Species of gastropod

Aforia goniodes is a species of sea snail, a marine gastropod mollusk in the family Cochlespiridae.

==Description==
The shell size varies between 40 mm and 85 mm

(Original description) The high, narrow shell exhibits a biconical shape, with a subscalar profile. It features a long, unconstricted base and a nearly equal-sided snout, which is angulated by a pronounced keel and adorned with regular fine spiral threads throughout.

The axial sculpture consists solely of fine, regular, close, hair-like growth lines. The spiral sculpture is marked by a strong angulation in the middle of each whorl, created by the straight, drooping line of the shoulder and the straight, contracting line descending to the inferior suture. This angulation pinches out into a sharp, round-edged keel. Fine, sharp threads cover the entire surface, evenly distributed and of equal strength. On the penultimate whorl, there are about six such threads below the keel, separated by flat, broad intervals that are prominently scored with growth lines

The colour of the shell is white under a yellow epidermis.

The spire is high, narrow, and conical, with profile lines interrupted by the straight-lined contraction of the shell between the keels of successive whorls. The small, rounded apex is eroded. The spire consists of 6-7 whorls, each with a profile of two straight lines meeting at the keel, which bisects the whorls. Above the keel is a gradually sloping shoulder, and below it, a gradual contraction to the suture.

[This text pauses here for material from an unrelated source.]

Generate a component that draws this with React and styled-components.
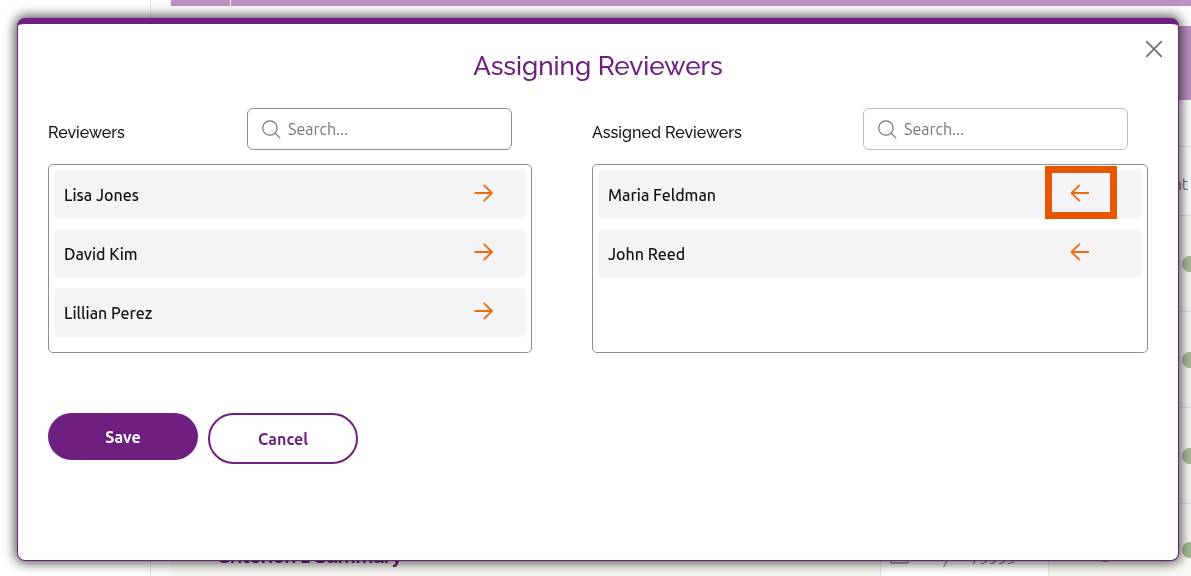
import React, { useState } from 'react';
import styled, { createGlobalStyle, css, ThemeProvider } from 'styled-components';

const theme = {
    purple: '#6f1f80',
    lilac: '#ba91c0',
    orange: '#e96c12',
    highlight: '#e85600',
    row: '#f4f4f7',
    cream: '#faf8f4',
    line: '#e6e2ea',
    border: '#8f8f92',
    lightBorder: '#bdbdc0',
    heading: 'Raleway, Lato, sans-serif',
    body: 'Ubuntu, "Noto Sans", sans-serif',
};

const GlobalStyle = createGlobalStyle`
    *, *::before, *::after {
        box-sizing: border-box;
    }

    body {
        margin: 0;
        background-color: white;
        font-family: ${({theme}) => theme.body};
        font-size: 16px;
        line-height: 24px;
        color: #111;
    }
`;

const Page = styled.div`
    display: grid;
    grid-template-columns: 151px minmax(0, 1fr);
    height: 100vh;
    overflow: hidden;
`;

const Sidebar = styled.aside`
    border-right: 1px solid #e4e4e4;
`;

const Content = styled.div`
    padding-left: 20px;
    background-color: #fdfdfd;
    overflow: hidden;
`;

const TopBar = styled.div`
    display: grid;
    grid-template-columns: 60px 1fr;
    height: 6px;
    margin-bottom: 20px;
    background-color: ${({theme}) => theme.lilac};

    span:first-child {
        border-right: 1px solid white;
    }
`;

const Banner = styled.div`
    height: 74px;
    background-color: ${({theme}) => theme.lilac};
`;

const GridRow = styled.div`
    display: grid;
    grid-template-columns: minmax(0, 1fr) 169px 110px 32px;
    height: ${({height}) => height}px;
    border-bottom: 1px solid ${({theme}) => theme.line};
    background-color: ${({tinted, theme}) => tinted ? theme.cream : '#fdfdfd'};
`;

const GridCell = styled.div`
    display: flex;
    align-items: center;
    gap: 36px;
    padding-top: ${({drop}) => drop || 0}px;
    padding-left: ${({inset}) => inset || 0}px;
    color: #77777a;
    white-space: nowrap;

    ${({boxed}) =>
        boxed && css`
            border: solid ${({theme}) => theme.line};
            border-width: 0 1px;
            background-color: white;
        `}
`;

const Summary = styled.span`
    font-family: ${({theme}) => theme.heading};
    font-size: 19px;
    font-weight: 700;
    color: ${({theme}) => theme.purple};
`;

const Square = styled.span`
    width: 19px;
    height: 19px;
    border: 2px solid #aaa;
    border-radius: 2px;
`;

const Code = styled.em`
    display: flex;
    gap: 20px;
    padding-top: 6px;
`;

const Dot = styled.span`
    flex: none;
    width: 16px;
    height: 16px;
    border-radius: 50%;
    background-color: ${({alert}) => alert ? '#c56a6a' : '#a6bd94'};
`;

const Dialog = styled.section`
    position: fixed;
    top: 18px;
    right: 12px;
    bottom: 15px;
    left: 17px;
    padding: 24px 30px;
    border: 1px solid ${({theme}) => theme.purple};
    border-top-width: 6px;
    border-radius: 8px;
    background-color: white;
    box-shadow: 0 0 12px 2px rgba(0, 0, 0, 0.7);
`;

const CloseButton = styled.button`
    position: absolute;
    top: 15px;
    right: 14px;
    display: flex;
    padding: 0;
    border: none;
    background: none;
    color: #6f6f73;
    cursor: pointer;
`;

const Title = styled.h1`
    margin: 0 0 24px;
    font-family: ${({theme}) => theme.heading};
    font-size: 26px;
    font-weight: 500;
    line-height: 36px;
    text-align: center;
    color: ${({theme}) => theme.purple};
`;

const Columns = styled.div`
    display: grid;
    grid-template-columns: 484fr 556fr;
    gap: 60px;
    margin-bottom: 60px;
`;

const Column = styled.div`
    display: flex;
    flex-direction: column;
    gap: 14px;
`;

const ColumnHeader = styled.div`
    display: flex;
    align-items: center;
    justify-content: space-between;
    padding-right: 20px;
`;

const ColumnTitle = styled.h2`
    margin: 0;
    padding-top: 8px;
    font-family: ${({theme}) => theme.heading};
    font-size: 16px;
    font-weight: 500;
    line-height: 24px;
`;

const SearchBox = styled.label`
    display: flex;
    align-items: center;
    gap: 7px;
    width: 265px;
    height: 42px;
    padding: 0 13px;
    border: 1px solid ${({muted, theme}) => muted ? theme.lightBorder : theme.border};
    border-radius: 6px;
    color: #77777a;
`;

const SearchInput = styled.input`
    flex: 1;
    min-width: 0;
    padding: 0;
    border: none;
    outline: none;
    background: none;
    font-family: inherit;
    font-size: 16px;
    line-height: 24px;

    &::placeholder {
        color: #77777a;
        opacity: 1;
    }
`;

const List = styled.ul`
    display: flex;
    flex-direction: column;
    gap: 10px;
    min-height: 189px;
    margin: 0;
    padding: 5px;
    border: 1px solid ${({theme}) => theme.border};
    border-radius: 5px;
    list-style: none;
`;

const Item = styled.li`
    display: flex;
    align-items: center;
    justify-content: space-between;
    height: 49px;
    padding: 0 ${({inset}) => inset}px 0 10px;
    border-radius: 5px;
    background-color: ${({theme}) => theme.row};
    font-weight: 500;
`;

const MoveButton = styled.button`
    position: relative;
    display: flex;
    padding: 0 0 4px;
    border: none;
    background: none;
    color: ${({theme}) => theme.orange};
    cursor: pointer;

    ${({highlighted}) =>
        highlighted && css`
            &::after {
                content: '';
                position: absolute;
                top: -18px;
                left: -25px;
                width: 72px;
                height: 53px;
                border: 7px solid ${({theme}) => theme.highlight};
            }
        `}
`;

const Actions = styled.div`
    display: flex;
    align-items: flex-start;
    gap: 10px;
`;

const ActionButton = styled.button`
    width: 150px;
    height: 47px;
    border: none;
    border-radius: 26px;
    background-color: ${({theme}) => theme.purple};
    color: white;
    font-family: inherit;
    font-size: 16px;
    font-weight: 700;
    cursor: pointer;

    ${({secondary}) =>
        secondary && css`
            height: 51px;
            border: 2px solid ${({theme}) => theme.purple};
            background-color: white;
            color: ${({theme}) => theme.purple};
        `}
`;

const SearchIcon = () => (
    <svg width="20" height="20" viewBox="0 0 20 20" fill="none" stroke="currentColor" strokeWidth="1.2" strokeLinecap="round" aria-hidden="true">
        <circle cx="8.9" cy="9" r="7.2" />
        <path d="M14.1 14.2L18.8 18.9" />
    </svg>
);

const CloseIcon = () => (
    <svg width="20" height="20" viewBox="0 0 20 20" fill="none" stroke="currentColor" strokeWidth="1.7" strokeLinecap="round" aria-hidden="true">
        <path d="M2.7 2.7L17.3 17.3M17.3 2.7L2.7 17.3" />
    </svg>
);

const ArrowIcon = ({ direction }) => (
    <svg width="20" height="18" viewBox="0 0 20 18" fill="none" stroke="currentColor" strokeWidth="1.9" strokeLinecap="round" strokeLinejoin="round" aria-hidden="true">
        {direction === 'right'
            ? <path d="M1.2 9H18M10.2 1.4L18 9L10.2 16.6" />
            : <path d="M18.3 9H1.5M9.3 1.4L1.5 9L9.3 16.6" />}
    </svg>
);

const ReviewerColumn = ({ title, names, direction, inset, muted, highlightedName }) => {
    const [query, setQuery] = useState('');
    const visible = names.filter(name => name.toLowerCase().includes(query.toLowerCase()));

    return (
        <Column>
            <ColumnHeader>
                <ColumnTitle>{title}</ColumnTitle>
                <SearchBox muted={muted ? 1 : undefined}>
                    <SearchIcon />
                    <SearchInput
                        aria-label={`Search ${title}`}
                        placeholder="Search..."
                        value={query}
                        onChange={e => setQuery(e.target.value)}
                    />
                </SearchBox>
            </ColumnHeader>
            <List>
                {visible.map(name => (
                    <Item key={name} inset={inset}>
                        <span>{name}</span>
                        <MoveButton type="button" aria-label={`Move ${name}`} highlighted={name === highlightedName ? 1 : undefined}>
                            <ArrowIcon direction={direction} />
                        </MoveButton>
                    </Item>
                ))}
            </List>
        </Column>
    );
};

const Background = () => (
    <Page aria-hidden="true">
        <Sidebar />
        <Content>
            <TopBar><span /><span /></TopBar>
            <Banner />
            <GridRow height={47} />
            <GridRow height={69}>
                <GridCell />
                <GridCell />
                <GridCell />
                <GridCell drop={6}>Stat</GridCell>
            </GridRow>
            {[96, 96, 96].map((height, i) => (
                <GridRow key={i} height={height} tinted={1}>
                    <GridCell />
                    <GridCell boxed={1} />
                    <GridCell />
                    <GridCell inset={23}><Dot /></GridCell>
                </GridRow>
            ))}
            <GridRow height={92} tinted={1}>
                <GridCell inset={46} drop={12}><Summary>Criterion 1 Summary</Summary></GridCell>
                <GridCell boxed={1} inset={9} drop={10}>
                    <Square />
                    <Code><span>/</span><span>79999</span></Code>
                </GridCell>
                <GridCell inset={48} drop={8}><Dot alert={1} /></GridCell>
                <GridCell inset={23}><Dot /></GridCell>
            </GridRow>
        </Content>
    </Page>
);

const App = () => (
    <ThemeProvider theme={theme}>
        <GlobalStyle />
        <Background />
        <Dialog role="dialog" aria-labelledby="dialog-title">
            <CloseButton type="button" aria-label="Close"><CloseIcon /></CloseButton>
            <Title id="dialog-title">Assigning Reviewers</Title>
            <Columns>
                <ReviewerColumn
                    title="Reviewers"
                    names={['Lisa Jones', 'David Kim', 'Lillian Perez']}
                    direction="right"
                    inset={32}
                />
                <ReviewerColumn
                    title="Assigned Reviewers"
                    names={['Maria Feldman', 'John Reed']}
                    direction="left"
                    inset={52}
                    muted
                    highlightedName="Maria Feldman"
                />
            </Columns>
            <Actions>
                <ActionButton type="button">Save</ActionButton>
                <ActionButton type="button" secondary={1}>Cancel</ActionButton>
            </Actions>
        </Dialog>
    </ThemeProvider>
);

export default App;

The body whorl is scarcely convex on the conical base, which contracts regularly to the long, nearly equal-sided snout. The suture is fine, linear, and well defined. The aperture is club-shaped, rhomboidal above, with a long, narrow siphonal canal below. The outer lip is high-arched and then straight along the siphonal canal. Its edge retreats immediately to the left, forming a remote, deep, rounded sinus in the shoulder above the keel. Below this, it sweeps out into a high and prominent shoulder.

==Distribution==
This species occurs in the cold waters off Patagonia, Tierra del Fuego, the Falkland Islands and the South Shetlands.